Poursuivant, il précise que comme dans la vie en société, il y a toutes sortes d’activités, de professions qui agissent de manière complémentaire. Il en est de même dans l’église. « Il y a ceux qui vont prêcher la bonne parole tous les dimanches, nous nourrir de la parole. Et il y a ceux qui vont venir aussi nourrir le corps et l’âme du pain de l’agriculture durable pour nous aider à faire face à toutes ces catastrophes climatiques », avance-t-il.
La transmission du savoir, un sacerdoce
Au cœur de sa mission, il forme des coopératives de femmes, des jeunes et des techniciens agricoles à l’agriculture durable. Ce faisant, il leur transmet des pratiques accessibles qui favorisent l’autonomie économique tout en respectant l’écosystème.
En période de crise, notamment avec la montée des prix des engrais chimiques, le compost devient une alternative salutaire. Pour le Père Bakary, cette méthode est bien plus qu’une technique agricole, c’est une voie de salut pour les générations futures.
« Les femmes des coopératives que nous accompagnons nous disent que les légumes qu’elles produisent avec le compost se conservent mieux et ont une durée de vie plus longues que ceux cultivés avec les engrais minéraux », souligne le prêtre.
Sa vision de l’évangélisation est résolument tournée vers l’action. « Quand Jésus dit +donnez-leur vous-mêmes à manger+, je viens apprendre aux gens à pêcher, à trouver la nourriture », dit-il citant les Écritures pour appuyer sa démarche. A ses yeux, nourrir le corps et l’âme vont de pair.
Aujourd’hui, c’est en précurseur satisfait qu’il constate une mise à l’échelle de ses pratiques. « Je sens que mon rêve est en train d’être accompli. Ce sera une relève qui va s’étendre un peu comme un filet, un peu partout », espère-t-il, confiant en l’avenir.
Une passion innée pour l’agriculture
Originaire de Boniérédougou dans le département de Dabakala (Centre-Nord), le père Barnabé Bakary a suivi un parcours académique et spirituel remarquable. Après ses études primaires, il poursuit sa formation au petit séminaire de Katiola, puis au lycée catholique de Dabou. Il obtient un Diplôme d’études universitaires générales (DEUG) en philosophie à l’UCAO, avant de partir en France pour un BAC S, et réussit ensuite le concours d’entrée à l’école supérieure d’agronomie de Purpan, à Toulouse.

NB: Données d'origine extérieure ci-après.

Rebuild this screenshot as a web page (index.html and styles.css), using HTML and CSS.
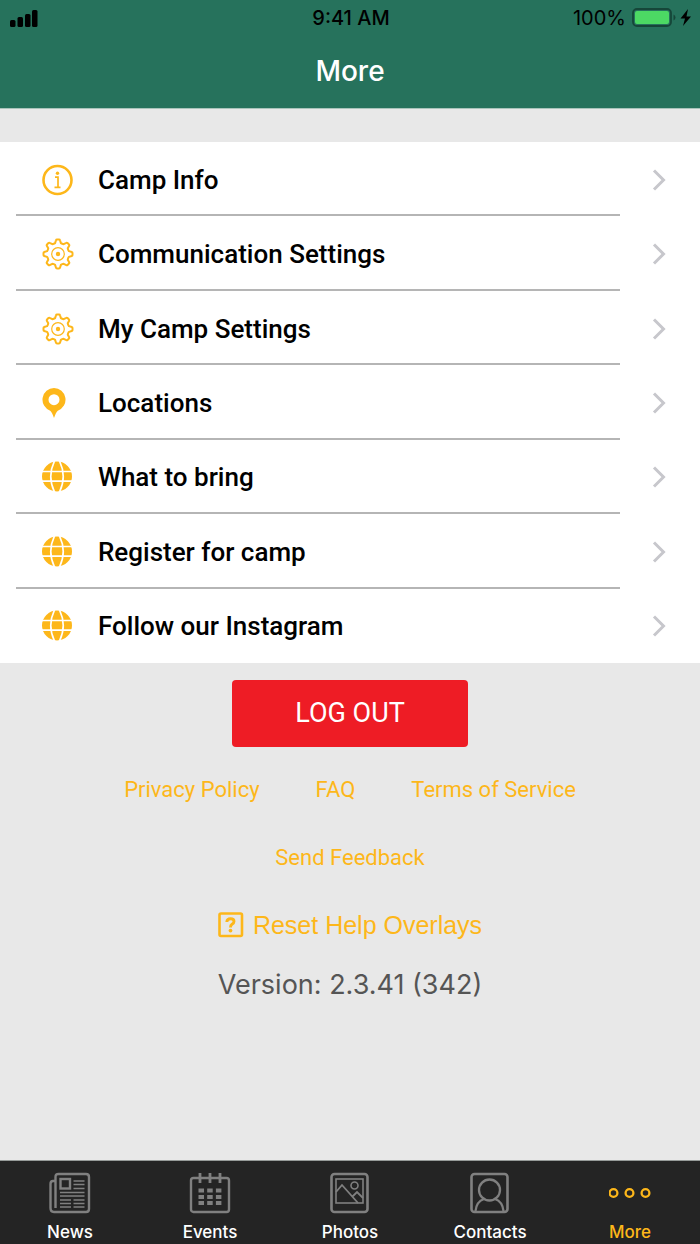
FILE: index.html
```html
<!DOCTYPE html>
<html lang="en">
<head>
  <meta charset="UTF-8">
  <meta name="viewport" content="width=device-width, initial-scale=1">
  <title>More</title>
  <link rel="stylesheet" href="styles.css">
</head>
<body>
  <!-- shared icons -->
  <svg class="sprite" aria-hidden="true">
    <symbol id="gear" viewBox="-16 -16 32 32">
      <path d="M-2.9-10.9L-2-13.8Q-1.8-14.5-1-14.5H1Q1.8-14.5 2-13.8L2.9-10.9Q4.1-10 5.66-9.76L8.34-11.17Q8.98-11.53 9.55-10.96L10.96-9.55Q11.53-8.98 11.17-8.34L9.76-5.66Q10-4.1 10.9-2.9L13.8-2Q14.5-1.8 14.5-1V1Q14.5 1.8 13.8 2L10.9 2.9Q10 4.1 9.76 5.66L11.17 8.34Q11.53 8.98 10.96 9.55L9.55 10.96Q8.98 11.53 8.34 11.17L5.66 9.76Q4.1 10 2.9 10.9L2 13.8Q1.8 14.5 1 14.5H-1Q-1.8 14.5-2 13.8L-2.9 10.9Q-4.1 10-5.66 9.76L-8.34 11.17Q-8.98 11.53-9.55 10.96L-10.96 9.55Q-11.53 8.98-11.17 8.34L-9.76 5.66Q-10 4.1-10.9 2.9L-13.8 2Q-14.5 1.8-14.5 1V-1Q-14.5-1.8-13.8-2L-10.9-2.9Q-10-4.1-9.76-5.66L-11.17-8.34Q-11.53-8.98-10.96-9.55L-9.55-10.96Q-8.98-11.53-8.34-11.17L-5.66-9.76Q-4.1-10-2.9-10.9Z" fill="none" stroke="currentColor" stroke-width="2" stroke-linejoin="round"/>
      <circle r="6.3" fill="none" stroke="currentColor" stroke-width="1.2"/>
      <circle r="2.200" fill="currentColor"/>
    </symbol>
    <symbol id="globe" viewBox="0 0 32 32">
      <circle cx="15" cy="15.500" r="15" fill="currentColor"/>
      <path d="M0 10.500H30M0 20.200H30M12.500 0Q5 15.500 12.500 31M17.500 0Q25 15.500 17.500 31" fill="none" stroke="#fff" stroke-width="1.700"/>
    </symbol>
  </svg>

  <header class="header">
    <div class="status-bar">
      <svg class="signal" width="28" height="18" viewBox="0 0 28 18" aria-label="Signal">
        <rect x="0" y="11" width="5.500" height="7" rx="1.5"/>
        <rect x="7.5" y="8" width="5.5" height="10" rx="1.5"/>
        <rect x="15" y="5" width="5.5" height="13" rx="1.5"/>
        <rect x="22" y="1" width="5.5" height="17" rx="1.5"/>
      </svg>
      <span class="time">9:41 AM</span>
      <span class="battery">
        100%
        <svg width="60" height="20" viewBox="0 0 60 20" aria-hidden="true">
          <rect x="1" y="1" width="38" height="17" rx="4" fill="none" stroke="#164639" stroke-width="1.8"/>
          <rect x="3" y="3" width="34" height="13" rx="2" fill="#4cd964"/>
          <path d="M41.5 6.500Q43.500 7.500 43.500 9.500T41.500 12.500Z" fill="#164639"/>
          <path d="M56 1L48.500 10.500H53L51 18L59 8.500H54.500Z"/>
        </svg>
      </span>
    </div>
    <h1 class="title">More</h1>
  </header>

  <main class="content">
    <nav class="menu">
      <a class="menu-item" href="#">
        <svg class="icon" viewBox="0 0 32 32">
          <circle cx="15.500" cy="16" r="14" fill="none" stroke="currentColor" stroke-width="2.600"/>
          <path d="M13 13.200H16V23.300M12.500 23.300H18.500" fill="none" stroke="currentColor" stroke-width="1.700"/>
          <circle cx="15.500" cy="9.200" r="1.700" fill="currentColor"/>
        </svg>
        <span class="label">Camp Info</span>
        <svg class="chevron" viewBox="0 0 14 22"><path d="M2 1.500L11.500 11L2 20.500"/></svg>
      </a>
      <a class="menu-item" href="#">
        <svg class="icon"><use href="#gear"/></svg>
        <span class="label">Communication Settings</span>
        <svg class="chevron" viewBox="0 0 14 22"><path d="M2 1.500L11.500 11L2 20.500"/></svg>
      </a>
      <a class="menu-item" href="#">
        <svg class="icon"><use href="#gear"/></svg>
        <span class="label">My Camp Settings</span>
        <svg class="chevron" viewBox="0 0 14 22"><path d="M2 1.500L11.500 11L2 20.500"/></svg>
      </a>
      <a class="menu-item" href="#">
        <svg class="icon" viewBox="0 0 32 32">
          <path fill="currentColor" fill-rule="evenodd" d="M12 1A11.700 11.700 0 0 1 15.800 23.700Q14 25 12 31Q10 25 8.200 23.700A11.700 11.700 0 0 1 12 1ZM12 7.200A5.500 5.500 0 1 0 12 18.200A5.500 5.500 0 1 0 12 7.200Z"/>
        </svg>
        <span class="label">Locations</span>
        <svg class="chevron" viewBox="0 0 14 22"><path d="M2 1.500L11.500 11L2 20.500"/></svg>
      </a>
      <a class="menu-item" href="#">
        <svg class="icon"><use href="#globe"/></svg>
        <span class="label">What to bring</span>
        <svg class="chevron" viewBox="0 0 14 22"><path d="M2 1.500L11.500 11L2 20.500"/></svg>
      </a>
      <a class="menu-item" href="#">
        <svg class="icon"><use href="#globe"/></svg>
        <span class="label">Register for camp</span>
        <svg class="chevron" viewBox="0 0 14 22"><path d="M2 1.500L11.500 11L2 20.500"/></svg>
      </a>
      <a class="menu-item" href="#">
        <svg class="icon"><use href="#globe"/></svg>
        <span class="label">Follow our Instagram</span>
        <svg class="chevron" viewBox="0 0 14 22"><path d="M2 1.500L11.500 11L2 20.500"/></svg>
      </a>
    </nav>

    <button class="logout" type="button">LOG OUT</button>

    <div class="links">
      <a href="#">Privacy Policy</a>
      <a href="#">FAQ</a>
      <a href="#">Terms of Service</a>
    </div>
    <div class="links">
      <a href="#">Send Feedback</a>
    </div>

    <button class="reset" type="button">
      <svg width="26" height="26" viewBox="0 0 26 26" aria-hidden="true">
        <rect x="1.500" y="1.500" width="22.500" height="22.500" rx="1.500" fill="none" stroke="currentColor" stroke-width="2.600"/>
        <path d="M8.800 10Q9 6.800 12.600 6.800Q16 6.800 16 9.500Q16 11 14 12.200Q12.500 13.200 12.500 15.500" fill="none" stroke="currentColor" stroke-width="2.900"/>
        <circle cx="12.500" cy="18.600" r="1.900" fill="currentColor"/>
      </svg>
      Reset Help Overlays
    </button>

    <p class="version">Version: 2.3.41 (342)</p>
  </main>

  <nav class="tab-bar">
    <a class="tab" href="#">
      <svg class="tab-icon" viewBox="0 0 42 42">
        <path d="M6.500 36V5Q6.500 2 9.500 2H37Q40 2 40 5V37Q40 40 37 40H5Q1.500 40 1.500 36V12Q1.500 9 4 9H6.500" stroke-width="2.400"/>
        <rect x="11.500" y="7" width="9.500" height="9.500" stroke-width="2.400"/>
        <path d="M24.500 9H35.500M24.500 12.500H35.500M24.500 16.500H35.500M11 20.500H35.500M11 24H35.500M11 28H22M24.500 28H35.500M11 31.500H22M24.500 31.500H35.500M11 35H22M24.500 35H35.500" stroke-width="1.500"/>
      </svg>
      News
    </a>
    <a class="tab" href="#">
      <svg class="tab-icon" viewBox="0 0 42 42">
        <rect x="2" y="6" width="38" height="34" rx="2.500" stroke-width="2.400"/>
        <path d="M11 1V11M21 1V11M31 1V11" stroke-width="2.800"/>
        <path d="M9.500 18.500H33M9.500 25H33M9.500 31H33" stroke-width="4" stroke-dasharray="5.500 3.200"/>
      </svg>
      Events
    </a>
    <a class="tab" href="#">
      <svg class="tab-icon" viewBox="0 0 42 42">
        <rect x="2.500" y="2" width="36" height="38" rx="3" stroke-width="2.600"/>
        <rect x="7" y="7" width="27" height="24" stroke-width="1.600"/>
        <circle cx="25.500" cy="13.500" r="3.500" stroke-width="1.600"/>
        <path d="M7 20L13 13L29 31M23 25L28 20L34 26" stroke-width="1.800"/>
      </svg>
      Photos
    </a>
    <a class="tab" href="#">
      <svg class="tab-icon" viewBox="0 0 42 42">
        <rect x="2.500" y="2" width="36" height="38" rx="3" stroke-width="2.600"/>
        <circle cx="20.500" cy="18" r="10.500" stroke-width="2.300"/>
        <path d="M6.500 39Q7.500 29.500 15 27M26 27Q33.500 29.500 34.500 39" stroke-width="2.300"/>
      </svg>
      Contacts
    </a>
    <a class="tab active" href="#">
      <svg class="tab-icon" viewBox="0 0 42 42">
        <g stroke-width="2.300">
          <circle cx="4.500" cy="21" r="3.900"/>
          <circle cx="20.500" cy="21" r="3.900"/>
          <circle cx="36.500" cy="21" r="3.900"/>
        </g>
      </svg>
      More
    </a>
  </nav>
</body>
</html>
```
FILE: styles.css
```css
* {
  box-sizing: border-box;
}

body {
  margin: 0;
  min-height: 100vh;
  display: flex;
  flex-direction: column;
  background: #e8e8e8;
  font-family: Roboto, sans-serif;
}

a {
  color: inherit;
  text-decoration: none;
}

button {
  padding: 0;
  border: none;
  cursor: pointer;
}

.sprite {
  position: absolute;
  width: 0;
  height: 0;
}

/* header */
.header {
  background: #26725c;
  border-bottom: 1px solid #a9c4bb;
  font-family: Inter, sans-serif;
}

.status-bar {
  display: grid;
  grid-template-columns: 1fr auto 1fr;
  align-items: center;
  height: 36px;
  padding: 0 8px 0 10px;
  font-size: 20px;
}

.time {
  font-weight: 500;
}

.battery {
  display: flex;
  justify-content: flex-end;
  align-items: center;
  gap: 6px;
}

.title {
  margin: 0;
  padding-bottom: 1px;
  color: #fff;
  font-size: 28px;
  font-weight: 500;
  line-height: 71px;
  text-align: center;
}

/* menu */
.content {
  flex: 1;
  display: flex;
  flex-direction: column;
  align-items: center;
  padding-top: 33px;
}

.menu {
  align-self: stretch;
  display: grid;
  grid-auto-rows: 1fr;
  min-height: 521px;
  background: #fff;
}

.menu-item {
  display: grid;
  grid-template-columns: 32px 1fr 14px;
  align-items: center;
  column-gap: 24px;
  margin-left: 16px;
  padding: 1px 34px 0 26px;
  color: #000;
  background: linear-gradient(#b5b5b5, #b5b5b5) no-repeat left bottom / calc(100% - 80px) 2px;
  font-size: 26px;
  font-weight: 500;
}

.menu-item:last-child {
  background: none;
}

.icon {
  width: 32px;
  height: 32px;
  color: #fdb71a;
}

.chevron {
  width: 14px;
  height: 22px;
  fill: none;
  stroke: #c7c7cc;
  stroke-width: 3;
}

/* actions */
.logout {
  width: 236px;
  margin: 17px 0 26px;
  border-radius: 4px;
  background: #ee1c25;
  color: #fff;
  font-family: inherit;
  font-size: 27px;
  line-height: 67px;
}

.links {
  display: flex;
  gap: 56px;
  margin-bottom: 34px;
  color: #fdb71a;
  font-size: 22px;
  line-height: 34px;
}

.reset {
  display: flex;
  align-items: center;
  gap: 9px;
  background: none;
  color: #fdb71a;
  font-family: "Liberation Sans", Arial, sans-serif;
  font-size: 25px;
  line-height: 32px;
}

.version {
  margin: 26px 0;
  color: #555;
  font-family: Inter, sans-serif;
  font-size: 27px;
  line-height: 36px;
}

/* bottom tabs */
.tab-bar {
  display: grid;
  grid-template-columns: repeat(5, 1fr);
  border-top: 1px solid #969b99;
  background: #242424;
  color: #fff;
  font-family: Inter, sans-serif;
  font-size: 17px;
  font-weight: 500;
}

.tab {
  display: flex;
  flex-direction: column;
  align-items: center;
  gap: 7px;
  padding: 11px 0 1px;
  line-height: 22px;
}

.tab-icon {
  width: 42px;
  height: 42px;
  fill: none;
  stroke: #808080;
}

.active {
  color: #fdb71a;
}

.active .tab-icon {
  stroke: #fdb71a;
}
```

De retour en Côte d’Ivoire, il décide de continuer ses études théologiques à l’Institut Missionnaire Catholique d’Abidjan tout en travaillant comme directeur d’un centre de formation agrobiologique, où il forme des jeunes déscolarisés en agriculture, élevage et gestion. En 2010, le père Barnabé est approché pour réaliser un audit de 8 jours par le fondateur de la SAP de la ME. Ce qui devait être une mission temporaire s’est transformée en un engagement durable, puisqu’il y travaille depuis 14 ans, avec la même passion et dévouement.
« Depuis tout petit. J’ai toujours dit que le jour où je serai prêtre, ce ne serait pas dans une paroisse », conclut-il, avec l’espoir de pouvoir continuer encore très longtemps à faire sa tournée quotidienne pour s’assurer que tout se passe très bien.
ARD/APA
* Ce portrait a été produit au cours de l’atelier de formation de journalistes francophones sur « la désertification et la gestion durable des terres », du 02 au 06 septembre à Abidjan.